[Start RECORDED DATA]
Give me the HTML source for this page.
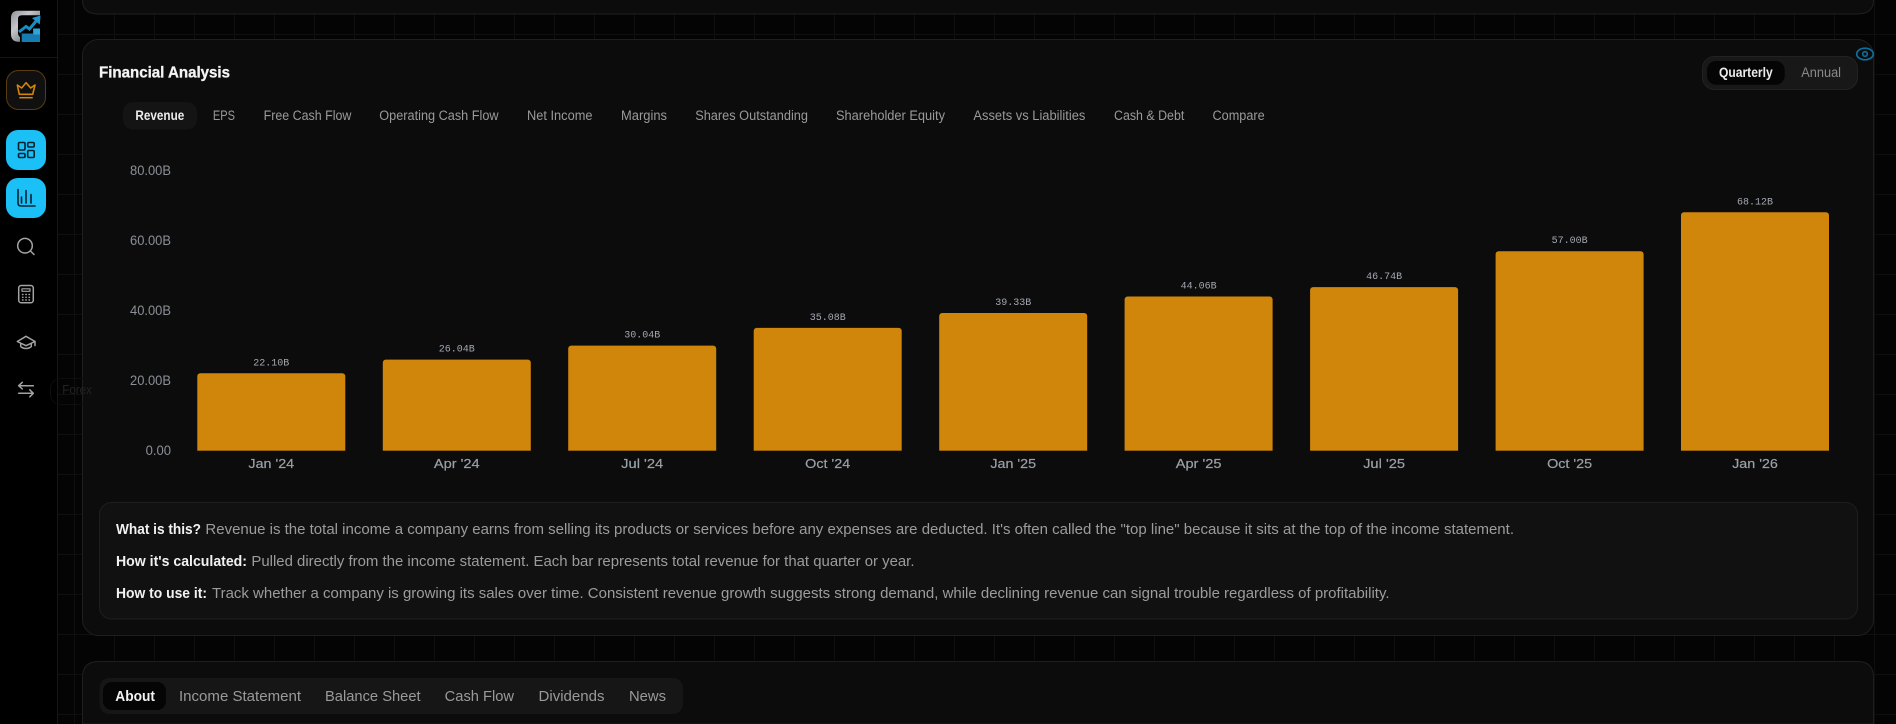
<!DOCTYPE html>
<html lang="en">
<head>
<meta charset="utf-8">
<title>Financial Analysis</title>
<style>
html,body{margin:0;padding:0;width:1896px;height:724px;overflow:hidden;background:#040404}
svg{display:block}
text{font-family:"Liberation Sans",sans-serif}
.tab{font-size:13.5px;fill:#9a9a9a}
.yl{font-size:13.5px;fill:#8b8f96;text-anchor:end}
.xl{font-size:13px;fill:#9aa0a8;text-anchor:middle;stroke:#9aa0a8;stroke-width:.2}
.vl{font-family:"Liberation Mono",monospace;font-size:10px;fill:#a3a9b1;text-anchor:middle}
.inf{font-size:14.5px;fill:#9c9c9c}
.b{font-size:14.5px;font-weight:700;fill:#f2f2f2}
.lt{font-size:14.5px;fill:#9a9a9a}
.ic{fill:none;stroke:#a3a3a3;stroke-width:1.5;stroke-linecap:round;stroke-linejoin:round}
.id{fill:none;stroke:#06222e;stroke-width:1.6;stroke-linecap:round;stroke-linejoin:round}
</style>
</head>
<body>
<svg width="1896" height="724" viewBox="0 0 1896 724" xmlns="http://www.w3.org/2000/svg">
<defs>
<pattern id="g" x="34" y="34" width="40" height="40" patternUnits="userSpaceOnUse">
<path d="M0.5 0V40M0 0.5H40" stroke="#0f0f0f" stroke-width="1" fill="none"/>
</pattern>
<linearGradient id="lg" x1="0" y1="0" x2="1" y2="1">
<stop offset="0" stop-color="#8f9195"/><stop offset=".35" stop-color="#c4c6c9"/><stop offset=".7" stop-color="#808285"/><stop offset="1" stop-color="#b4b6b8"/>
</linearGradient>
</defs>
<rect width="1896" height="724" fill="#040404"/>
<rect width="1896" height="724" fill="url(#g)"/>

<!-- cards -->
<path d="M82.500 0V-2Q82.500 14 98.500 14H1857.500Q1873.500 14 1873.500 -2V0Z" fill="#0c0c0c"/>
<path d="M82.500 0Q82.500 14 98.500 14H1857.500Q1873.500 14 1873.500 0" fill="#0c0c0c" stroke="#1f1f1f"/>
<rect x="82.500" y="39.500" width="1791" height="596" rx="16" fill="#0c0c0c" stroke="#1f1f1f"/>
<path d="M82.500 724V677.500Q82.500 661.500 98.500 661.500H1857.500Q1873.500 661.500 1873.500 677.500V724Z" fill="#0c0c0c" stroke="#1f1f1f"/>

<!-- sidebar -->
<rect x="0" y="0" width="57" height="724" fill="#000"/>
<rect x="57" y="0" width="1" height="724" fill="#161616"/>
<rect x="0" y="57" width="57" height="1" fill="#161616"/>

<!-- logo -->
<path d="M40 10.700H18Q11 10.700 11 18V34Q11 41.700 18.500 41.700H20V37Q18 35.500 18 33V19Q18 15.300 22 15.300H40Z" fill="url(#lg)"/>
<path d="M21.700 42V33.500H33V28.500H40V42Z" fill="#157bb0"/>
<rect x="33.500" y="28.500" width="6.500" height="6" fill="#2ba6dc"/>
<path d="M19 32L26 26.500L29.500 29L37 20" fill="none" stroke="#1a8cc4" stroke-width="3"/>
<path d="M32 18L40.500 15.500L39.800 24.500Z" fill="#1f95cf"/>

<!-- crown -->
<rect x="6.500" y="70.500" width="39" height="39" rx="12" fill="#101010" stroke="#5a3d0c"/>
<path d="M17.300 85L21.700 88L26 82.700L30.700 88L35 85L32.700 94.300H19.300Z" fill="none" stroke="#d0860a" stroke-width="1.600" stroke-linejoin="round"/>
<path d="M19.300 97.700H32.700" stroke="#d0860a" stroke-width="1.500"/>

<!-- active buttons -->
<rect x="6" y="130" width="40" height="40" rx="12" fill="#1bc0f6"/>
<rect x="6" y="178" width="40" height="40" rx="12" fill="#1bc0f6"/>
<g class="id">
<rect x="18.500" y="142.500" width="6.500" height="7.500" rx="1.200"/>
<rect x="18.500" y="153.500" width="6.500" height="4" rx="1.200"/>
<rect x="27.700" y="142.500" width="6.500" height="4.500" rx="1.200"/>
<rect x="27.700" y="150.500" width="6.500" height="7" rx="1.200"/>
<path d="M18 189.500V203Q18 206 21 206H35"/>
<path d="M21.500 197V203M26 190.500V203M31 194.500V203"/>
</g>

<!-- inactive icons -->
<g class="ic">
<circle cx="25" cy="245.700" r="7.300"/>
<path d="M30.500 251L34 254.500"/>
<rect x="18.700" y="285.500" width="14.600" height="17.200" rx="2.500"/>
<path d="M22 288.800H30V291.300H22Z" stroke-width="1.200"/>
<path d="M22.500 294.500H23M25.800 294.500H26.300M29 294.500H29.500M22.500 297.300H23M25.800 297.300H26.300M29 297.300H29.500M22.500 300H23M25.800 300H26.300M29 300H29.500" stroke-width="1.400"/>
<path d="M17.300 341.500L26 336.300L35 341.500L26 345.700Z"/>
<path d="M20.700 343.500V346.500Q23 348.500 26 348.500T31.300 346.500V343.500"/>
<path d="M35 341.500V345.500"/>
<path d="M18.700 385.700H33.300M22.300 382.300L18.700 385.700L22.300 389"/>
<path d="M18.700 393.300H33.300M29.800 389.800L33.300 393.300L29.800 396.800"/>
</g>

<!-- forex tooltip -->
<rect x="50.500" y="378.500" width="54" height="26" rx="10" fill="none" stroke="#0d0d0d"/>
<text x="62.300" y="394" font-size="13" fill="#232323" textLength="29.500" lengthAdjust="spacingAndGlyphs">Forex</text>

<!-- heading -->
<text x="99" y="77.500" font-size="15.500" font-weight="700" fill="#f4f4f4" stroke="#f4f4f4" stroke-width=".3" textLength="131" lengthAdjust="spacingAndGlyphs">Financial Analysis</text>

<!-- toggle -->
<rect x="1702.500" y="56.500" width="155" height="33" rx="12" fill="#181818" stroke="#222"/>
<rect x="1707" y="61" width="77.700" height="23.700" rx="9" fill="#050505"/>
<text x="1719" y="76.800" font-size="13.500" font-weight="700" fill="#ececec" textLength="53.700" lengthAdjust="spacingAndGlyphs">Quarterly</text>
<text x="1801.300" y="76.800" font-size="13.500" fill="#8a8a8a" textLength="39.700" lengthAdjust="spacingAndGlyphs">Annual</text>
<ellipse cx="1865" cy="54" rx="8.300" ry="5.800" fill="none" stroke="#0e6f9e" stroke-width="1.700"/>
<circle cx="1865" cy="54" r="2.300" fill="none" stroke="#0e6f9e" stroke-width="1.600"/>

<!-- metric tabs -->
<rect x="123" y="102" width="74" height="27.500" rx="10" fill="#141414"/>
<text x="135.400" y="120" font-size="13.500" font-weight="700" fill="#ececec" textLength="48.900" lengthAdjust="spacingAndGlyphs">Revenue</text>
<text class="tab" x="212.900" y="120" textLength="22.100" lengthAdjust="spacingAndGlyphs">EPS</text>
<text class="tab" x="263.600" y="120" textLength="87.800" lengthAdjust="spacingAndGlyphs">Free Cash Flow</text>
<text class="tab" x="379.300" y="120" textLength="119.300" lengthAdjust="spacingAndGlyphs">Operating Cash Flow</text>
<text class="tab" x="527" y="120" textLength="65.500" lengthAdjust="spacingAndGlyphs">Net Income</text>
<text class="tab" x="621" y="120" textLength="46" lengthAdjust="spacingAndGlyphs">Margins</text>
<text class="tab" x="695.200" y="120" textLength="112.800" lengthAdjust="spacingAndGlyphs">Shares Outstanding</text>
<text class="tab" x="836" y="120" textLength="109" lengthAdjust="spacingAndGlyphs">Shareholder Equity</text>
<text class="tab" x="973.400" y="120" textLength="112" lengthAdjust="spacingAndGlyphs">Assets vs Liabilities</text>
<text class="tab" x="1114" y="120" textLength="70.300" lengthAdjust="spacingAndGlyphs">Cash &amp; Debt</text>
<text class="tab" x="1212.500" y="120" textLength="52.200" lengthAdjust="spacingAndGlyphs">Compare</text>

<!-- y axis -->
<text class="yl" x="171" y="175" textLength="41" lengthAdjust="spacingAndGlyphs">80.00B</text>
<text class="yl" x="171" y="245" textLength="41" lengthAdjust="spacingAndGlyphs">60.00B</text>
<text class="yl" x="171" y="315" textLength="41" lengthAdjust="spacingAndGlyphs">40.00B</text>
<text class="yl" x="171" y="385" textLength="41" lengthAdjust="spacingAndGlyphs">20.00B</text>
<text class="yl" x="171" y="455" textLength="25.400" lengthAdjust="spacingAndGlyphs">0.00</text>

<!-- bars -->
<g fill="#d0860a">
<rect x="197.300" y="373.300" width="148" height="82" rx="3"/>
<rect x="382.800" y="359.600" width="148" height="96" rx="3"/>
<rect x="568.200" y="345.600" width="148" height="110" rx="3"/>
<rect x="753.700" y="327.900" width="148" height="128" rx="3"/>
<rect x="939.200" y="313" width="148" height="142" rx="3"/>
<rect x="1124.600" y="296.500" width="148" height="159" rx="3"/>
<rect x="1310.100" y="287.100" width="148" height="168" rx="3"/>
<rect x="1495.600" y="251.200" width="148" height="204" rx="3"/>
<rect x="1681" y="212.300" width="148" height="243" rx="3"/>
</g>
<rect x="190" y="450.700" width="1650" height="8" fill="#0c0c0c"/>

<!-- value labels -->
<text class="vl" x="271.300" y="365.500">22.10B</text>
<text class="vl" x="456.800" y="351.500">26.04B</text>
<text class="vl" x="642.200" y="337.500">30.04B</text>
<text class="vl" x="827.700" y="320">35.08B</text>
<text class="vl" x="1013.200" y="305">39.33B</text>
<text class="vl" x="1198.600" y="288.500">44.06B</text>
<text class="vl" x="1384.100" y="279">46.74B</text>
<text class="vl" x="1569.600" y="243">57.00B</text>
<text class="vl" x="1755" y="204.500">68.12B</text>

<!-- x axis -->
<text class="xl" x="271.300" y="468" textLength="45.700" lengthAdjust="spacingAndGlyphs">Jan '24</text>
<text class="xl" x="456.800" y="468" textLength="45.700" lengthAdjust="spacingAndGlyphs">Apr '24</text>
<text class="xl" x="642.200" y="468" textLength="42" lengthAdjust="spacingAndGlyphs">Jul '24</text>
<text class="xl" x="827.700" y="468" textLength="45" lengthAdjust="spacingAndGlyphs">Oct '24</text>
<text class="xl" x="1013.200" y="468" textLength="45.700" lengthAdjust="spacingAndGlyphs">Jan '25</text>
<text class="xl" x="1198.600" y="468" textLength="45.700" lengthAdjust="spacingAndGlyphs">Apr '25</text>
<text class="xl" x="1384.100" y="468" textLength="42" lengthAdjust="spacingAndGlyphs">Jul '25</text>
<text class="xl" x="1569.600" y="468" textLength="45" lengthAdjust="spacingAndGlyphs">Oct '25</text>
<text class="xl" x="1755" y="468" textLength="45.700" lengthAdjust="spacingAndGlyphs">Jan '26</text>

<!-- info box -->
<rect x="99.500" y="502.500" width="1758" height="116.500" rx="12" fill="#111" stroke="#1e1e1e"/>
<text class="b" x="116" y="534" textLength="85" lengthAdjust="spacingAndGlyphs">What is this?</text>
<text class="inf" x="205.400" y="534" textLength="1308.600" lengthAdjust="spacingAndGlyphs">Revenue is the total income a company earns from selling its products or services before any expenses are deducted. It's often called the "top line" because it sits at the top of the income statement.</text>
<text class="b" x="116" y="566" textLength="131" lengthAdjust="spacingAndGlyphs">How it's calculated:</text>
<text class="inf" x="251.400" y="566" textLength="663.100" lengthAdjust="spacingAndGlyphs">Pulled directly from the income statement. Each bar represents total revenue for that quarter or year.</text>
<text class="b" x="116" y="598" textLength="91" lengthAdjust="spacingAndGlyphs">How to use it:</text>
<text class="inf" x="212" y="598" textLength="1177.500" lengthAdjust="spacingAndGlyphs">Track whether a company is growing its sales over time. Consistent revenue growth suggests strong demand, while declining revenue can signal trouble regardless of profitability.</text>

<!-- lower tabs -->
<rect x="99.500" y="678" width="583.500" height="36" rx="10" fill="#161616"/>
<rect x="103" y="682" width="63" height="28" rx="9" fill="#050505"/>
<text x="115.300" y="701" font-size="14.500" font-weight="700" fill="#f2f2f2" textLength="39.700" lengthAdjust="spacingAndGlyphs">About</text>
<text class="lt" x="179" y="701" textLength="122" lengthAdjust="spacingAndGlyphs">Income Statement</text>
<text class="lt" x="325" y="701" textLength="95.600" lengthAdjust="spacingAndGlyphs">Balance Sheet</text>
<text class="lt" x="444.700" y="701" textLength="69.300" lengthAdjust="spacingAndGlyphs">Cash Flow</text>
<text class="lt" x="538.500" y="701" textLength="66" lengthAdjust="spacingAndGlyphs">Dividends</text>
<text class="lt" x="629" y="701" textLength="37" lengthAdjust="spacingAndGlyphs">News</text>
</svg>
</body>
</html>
[End RECORDED DATA]
- WRITTEN INSTRUCTION -
Count each line with "this" in it and report that figure by itself.

- SOLVED PROBLEM -
2